After Bradley Hanson of the Tennessee State Archives sent me a link to recordings made of a fife and drum band in rural Fayette County in 1980, I spent several weeks trying to determine if any fife and drum activity remains in West Tennessee today. Ultimately, I was disappointed, in that I found no evidence of any, but there is still something of a live blues culture in the area around Mason and Stanton, Tennessee. Stores in Mason and Stanton often display flyers for the latest blues or rap events at area clubs or parks. Since Labor Day is arguably the biggest weekend for fife-and-drum picnics, I decided to roll the backroads around the area on Sunday, September 4, in the hopes that I might stumble onto something.
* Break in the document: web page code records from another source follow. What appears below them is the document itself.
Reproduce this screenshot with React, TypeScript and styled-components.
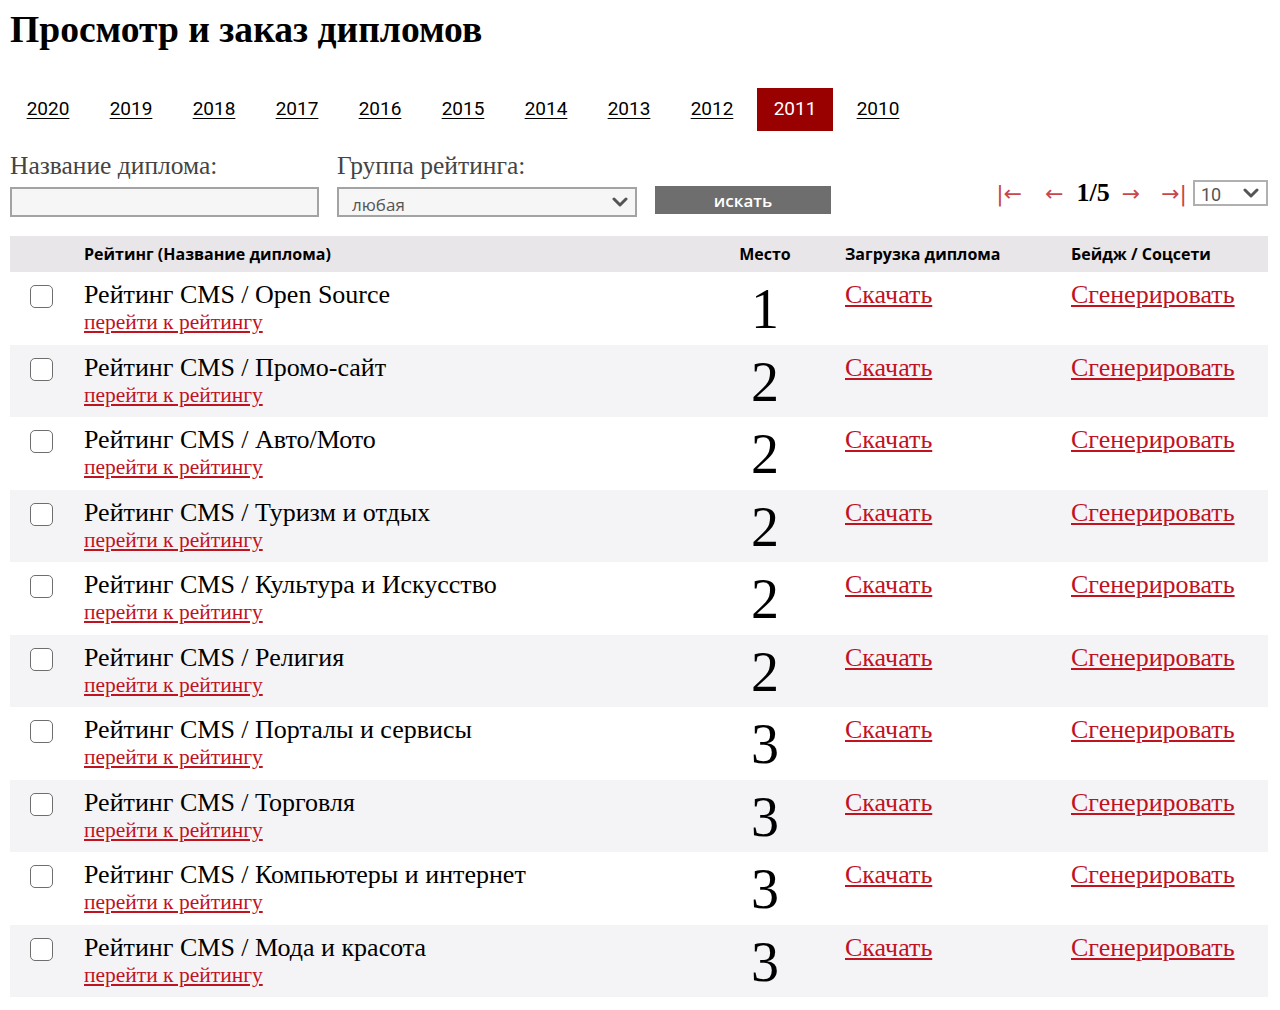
import styled, { createGlobalStyle } from "styled-components";

const years = ["2020", "2019", "2018", "2017", "2016", "2015", "2014", "2013", "2012", "2011", "2010"];

const diplomas = [
  { name: "Рейтинг CMS / Open Source", place: 1 },
  { name: "Рейтинг CMS / Промо-сайт", place: 2 },
  { name: "Рейтинг CMS / Авто/Мото", place: 2 },
  { name: "Рейтинг CMS / Туризм и отдых", place: 2 },
  { name: "Рейтинг CMS / Культура и Искусство", place: 2 },
  { name: "Рейтинг CMS / Религия", place: 2 },
  { name: "Рейтинг CMS / Порталы и сервисы", place: 3 },
  { name: "Рейтинг CMS / Торговля", place: 3 },
  { name: "Рейтинг CMS / Компьютеры и интернет", place: 3 },
  { name: "Рейтинг CMS / Мода и красота", place: 3 },
];

const Chevron = () => (
  <svg width="16" height="10" viewBox="0 0 16 10">
    <path d="M2 2 L8 8 L14 2" fill="none" stroke="#555" strokeWidth="3" strokeLinecap="round" strokeLinejoin="round" />
  </svg>
);

const App = () => {
  const activeYear = "2011";

  return (
    <>
      <GlobalStyle />
      <Style.Page>
        <Style.Title>Просмотр и заказ дипломов</Style.Title>

        <Style.Years>
          {years.map((y) => (
            <Style.YearTab key={y} active={y === activeYear}>
              {y}
            </Style.YearTab>
          ))}
        </Style.Years>

        <Style.Filters>
          <Style.Field width={309}>
            <Style.Label>Название диплома:</Style.Label>
            <Style.Input type="text" />
          </Style.Field>
          <Style.Field width={300}>
            <Style.Label>Группа рейтинга:</Style.Label>
            <Style.SelectWrap>
              <Style.Select defaultValue="any">
                <option value="any">любая</option>
              </Style.Select>
              <Style.SelectArrow>
                <Chevron />
              </Style.SelectArrow>
            </Style.SelectWrap>
          </Style.Field>
          <Style.SearchButton>искать</Style.SearchButton>

          <Style.Pager>
            <Style.Arrow space={0}>|←</Style.Arrow>
            <Style.Arrow space={23}>←</Style.Arrow>
            <Style.PageNum>1/5</Style.PageNum>
            <Style.Arrow space={12}>→</Style.Arrow>
            <Style.Arrow space={21}>→|</Style.Arrow>
            <Style.PerPageWrap>
              <Style.PerPage defaultValue="10">
                <option value="10">10</option>
              </Style.PerPage>
              <Style.SelectArrow>
                <Chevron />
              </Style.SelectArrow>
            </Style.PerPageWrap>
          </Style.Pager>
        </Style.Filters>

        <Style.Table>
          <Style.HeadRow>
            <Style.HeadCell />
            <Style.HeadCell>Рейтинг (Название диплома)</Style.HeadCell>
            <Style.HeadCell center>Место</Style.HeadCell>
            <Style.HeadCell padded>Загрузка диплома</Style.HeadCell>
            <Style.HeadCell padded>Бейдж / Соцсети</Style.HeadCell>
          </Style.HeadRow>
          {diplomas.map((d, i) => (
            <Style.Row key={d.name} striped={i % 2 === 1}>
              <Style.CheckCell>
                <Style.Checkbox type="checkbox" />
              </Style.CheckCell>
              <Style.NameCell>
                <Style.Name>{d.name}</Style.Name>
                <Style.SmallLink href="#">перейти к рейтингу</Style.SmallLink>
              </Style.NameCell>
              <Style.Place>{d.place}</Style.Place>
              <Style.LinkCell>
                <Style.BigLink href="#">Скачать</Style.BigLink>
              </Style.LinkCell>
              <Style.LinkCell>
                <Style.BigLink href="#">Сгенерировать</Style.BigLink>
              </Style.LinkCell>
            </Style.Row>
          ))}
        </Style.Table>
      </Style.Page>
    </>
  );
};

export default App;

const GlobalStyle = createGlobalStyle`
  body {
    margin: 0;
    background: #fff;
    font-family: "Liberation Serif", "Times New Roman", serif;
  }
`;

const Style = {
  Page: styled.div`
    padding: 0 12px 0 10px;
  `,
  Title: styled.h1`
    margin: 0;
    padding-top: 10px;
    font-family: "Liberation Serif", serif;
    font-size: 37.6px;
    line-height: 40px;
    font-weight: 700;
    color: #000;
  `,
  Years: styled.div`
    display: flex;
    gap: 7px;
    margin-top: 38px;
  `,
  YearTab: styled.a<{ active: boolean }>`
    box-sizing: border-box;
    display: flex;
    align-items: center;
    justify-content: center;
    width: 76px;
    height: 43px;
    padding-bottom: 3px;
    font-family: Roboto, "Open Sans", sans-serif;
    font-size: 19px;
    color: ${(p) => (p.active ? "#fff" : "#000")};
    background: ${(p) => (p.active ? "#990000" : "transparent")};
    text-decoration: ${(p) => (p.active ? "none" : "underline")};
    text-underline-offset: 3px;
    cursor: pointer;
  `,
  Filters: styled.div`
    display: flex;
    align-items: flex-end;
    gap: 18px;
    margin-top: 20px;
  `,
  Field: styled.div<{ width: number }>`
    display: flex;
    flex-direction: column;
    width: ${(p) => p.width}px;
  `,
  Label: styled.label`
    font-family: "Liberation Serif", serif;
    font-size: 25.5px;
    line-height: 30px;
    color: #444;
    margin-bottom: 6px;
    white-space: nowrap;
  `,
  Input: styled.input`
    box-sizing: border-box;
    width: 100%;
    height: 30px;
    border: 2px solid #a3a3a3;
    background: #f6f6f6;
    outline: none;
  `,
  SelectWrap: styled.div`
    position: relative;
    width: 100%;
    height: 30px;
  `,
  Select: styled.select`
    box-sizing: border-box;
    width: 100%;
    height: 30px;
    appearance: none;
    border: 2px solid #a3a3a3;
    background: #f6f6f6;
    padding: 4px 0 0 13px;
    font-family: "Open Sans", sans-serif;
    font-size: 17px;
    color: #555;
    outline: none;
  `,
  SelectArrow: styled.span`
    position: absolute;
    right: 9px;
    top: 50%;
    transform: translateY(-50%);
    display: flex;
    pointer-events: none;
  `,
  SearchButton: styled.button`
    width: 176px;
    height: 28px;
    margin-bottom: 3px;
    border: none;
    background: #6e6e6e;
    color: #fff;
    font-family: "Open Sans", sans-serif;
    font-size: 17px;
    font-weight: 600;
    padding: 0;
    cursor: pointer;
  `,
  Pager: styled.div`
    display: flex;
    align-items: center;
    margin-left: auto;
    margin-bottom: 9px;
  `,
  Arrow: styled.span<{ space: number }>`
    margin-left: ${(p) => p.space}px;
    font-family: "DejaVu Sans", sans-serif;
    font-size: 22px;
    color: #c8474b;
    cursor: pointer;
  `,
  PageNum: styled.span`
    margin-left: 13px;
    font-family: "Liberation Serif", serif;
    font-size: 26px;
    font-weight: 700;
    color: #000;
  `,
  PerPageWrap: styled.div`
    position: relative;
    width: 75px;
    height: 26px;
    margin-left: 6px;
  `,
  PerPage: styled.select`
    box-sizing: border-box;
    width: 100%;
    height: 26px;
    appearance: none;
    border: 2px solid #b0b0b0;
    background: #fff;
    padding: 2px 0 0 6px;
    font-family: Roboto, sans-serif;
    font-size: 18px;
    color: #555;
    outline: none;
  `,
  Table: styled.div`
    margin-top: 19px;
  `,
  HeadRow: styled.div`
    display: grid;
    grid-template-columns: 74px 631px 100px 226px 1fr;
    height: 36px;
    background: #e9e6e9;
    align-items: center;
  `,
  HeadCell: styled.div<{ center?: boolean; padded?: boolean }>`
    font-family: "Open Sans", sans-serif;
    font-size: 16px;
    font-weight: 700;
    color: #000;
    text-align: ${(p) => (p.center ? "center" : "left")};
    padding-left: ${(p) => (p.padded ? "30px" : "0")};
  `,
  Row: styled.div<{ striped: boolean }>`
    display: grid;
    grid-template-columns: 74px 631px 100px 226px 1fr;
    height: 72.5px;
    background: ${(p) => (p.striped ? "#f4f4f6" : "#fff")};
    align-items: start;
  `,
  CheckCell: styled.div`
    padding: 13px 0 0 20px;
  `,
  Checkbox: styled.input`
    appearance: none;
    box-sizing: border-box;
    width: 23px;
    height: 23px;
    margin: 0;
    border: 1.5px solid #6e6e6e;
    border-radius: 5px;
    background: #fff;
    cursor: pointer;
  `,
  NameCell: styled.div`
    display: flex;
    flex-direction: column;
    align-items: flex-start;
    padding-top: 9px;
  `,
  Name: styled.div`
    font-family: "Liberation Serif", serif;
    font-size: 26px;
    line-height: 28px;
    color: #000;
  `,
  SmallLink: styled.a`
    font-family: "Liberation Serif", serif;
    font-size: 21.5px;
    line-height: 26px;
    color: #c1121f;
    text-decoration: underline;
  `,
  Place: styled.div`
    padding-top: 9px;
    text-align: center;
    font-family: "Liberation Serif", serif;
    font-size: 56px;
    line-height: 56px;
    color: #000;
  `,
  LinkCell: styled.div`
    padding: 9px 0 0 30px;
  `,
  BigLink: styled.a`
    font-family: "Liberation Serif", serif;
    font-size: 26px;
    line-height: 28px;
    color: #c1121f;
    text-decoration: underline;
  `,
};
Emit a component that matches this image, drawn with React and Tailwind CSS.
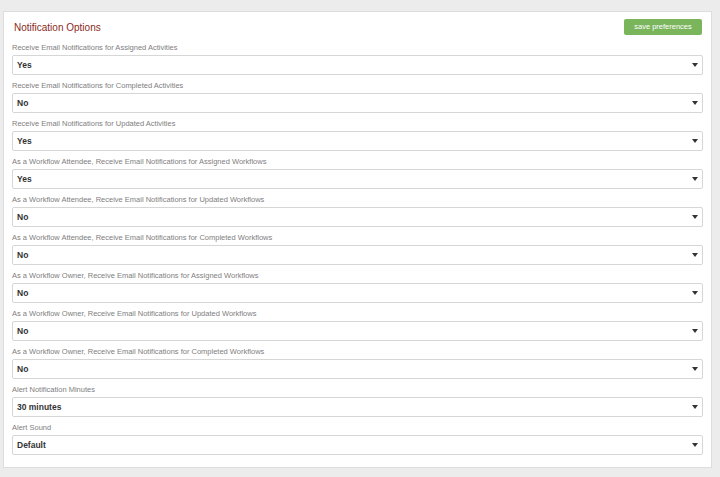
const fields = [
  ["Receive Email Notifications for Assigned Activities", "Yes"],
  ["Receive Email Notifications for Completed Activities", "No"],
  ["Receive Email Notifications for Updated Activities", "Yes"],
  ["As a Workflow Attendee, Receive Email Notifications for Assigned Workflows", "Yes"],
  ["As a Workflow Attendee, Receive Email Notifications for Updated Workflows", "No"],
  ["As a Workflow Attendee, Receive Email Notifications for Completed Workflows", "No"],
  ["As a Workflow Owner, Receive Email Notifications for Assigned Workflows", "No"],
  ["As a Workflow Owner, Receive Email Notifications for Updated Workflows", "No"],
  ["As a Workflow Owner, Receive Email Notifications for Completed Workflows", "No"],
  ["Alert Notification Minutes", "30 minutes"],
  ["Alert Sound", "Default"],
];

export default function App() {
  return (
    <div className="w-[720px] h-[477px] bg-[#ececec] pt-[11px] pl-[3px] overflow-hidden" style={{ fontFamily: "Helvetica, 'Liberation Sans', Arial, sans-serif" }}>
      <div className="w-[709px] bg-white border border-[#dddddd] px-[8px] pt-[7px] pb-[12px]">
        <div className="flex items-center justify-between h-[16px] mb-[7px]">
          <div className="text-[10px] text-[#8a2a22] pl-[2px]">Notification Options</div>
          <div className="w-[78px] h-[16px] bg-[#7ab55c] rounded-[2px] text-white text-[7.5px] flex items-center justify-center mr-[1px]">save preferences</div>
        </div>
        {fields.map(([label, value], i) => (
          <div key={i} className="mb-[5px] last:mb-0">
            <div className="h-[12px] text-[7.5px] text-[#808080] leading-[12px] mb-[1px]">{label}</div>
            <div className="h-[20px] w-[691px] border border-[#d6d6d6] rounded-[2px] flex items-center justify-between px-[4px]">
              <span className="text-[8.5px] font-bold text-[#333]">{value}</span>
              <svg width="6" height="4" viewBox="0 0 6 4"><path d="M0 0h6L3 4z" fill="#333" /></svg>
            </div>
          </div>
        ))}
      </div>
    </div>
  );
}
Near Stanton, Tennessee, in Haywood County, is a small community across the line in Fayette called Fredonia, that was once a site of much fife- and-drum activity. That doesn’t seem to go on there anymore, but the Gilliam family still holds a large picnic there on Labor Day weekend each year featuring a live blues band, usually Big Don Valentine and Booker Brown. This year there were already a lot of cars around the spot and a large crowd was gathered, but because R. L. Boyce was playing in Clarksdale, Mississippi later, I decided not to stop at the Gilliam picnic. Not far away, on Wagon Wheel Drive, I came to what had once been the Bonner Grocery. Now called Mike’s Grocery, it was otherwise largely unchanged from its historic past, even featuring a wood-burning stove in the center of the building. Such stores are common on Fayette County backroads, but while I found the place interesting, it didn’t get me any closer to any fife and drum activity. Ultimately, I headed out to Mississippi for the show in Clarksdale.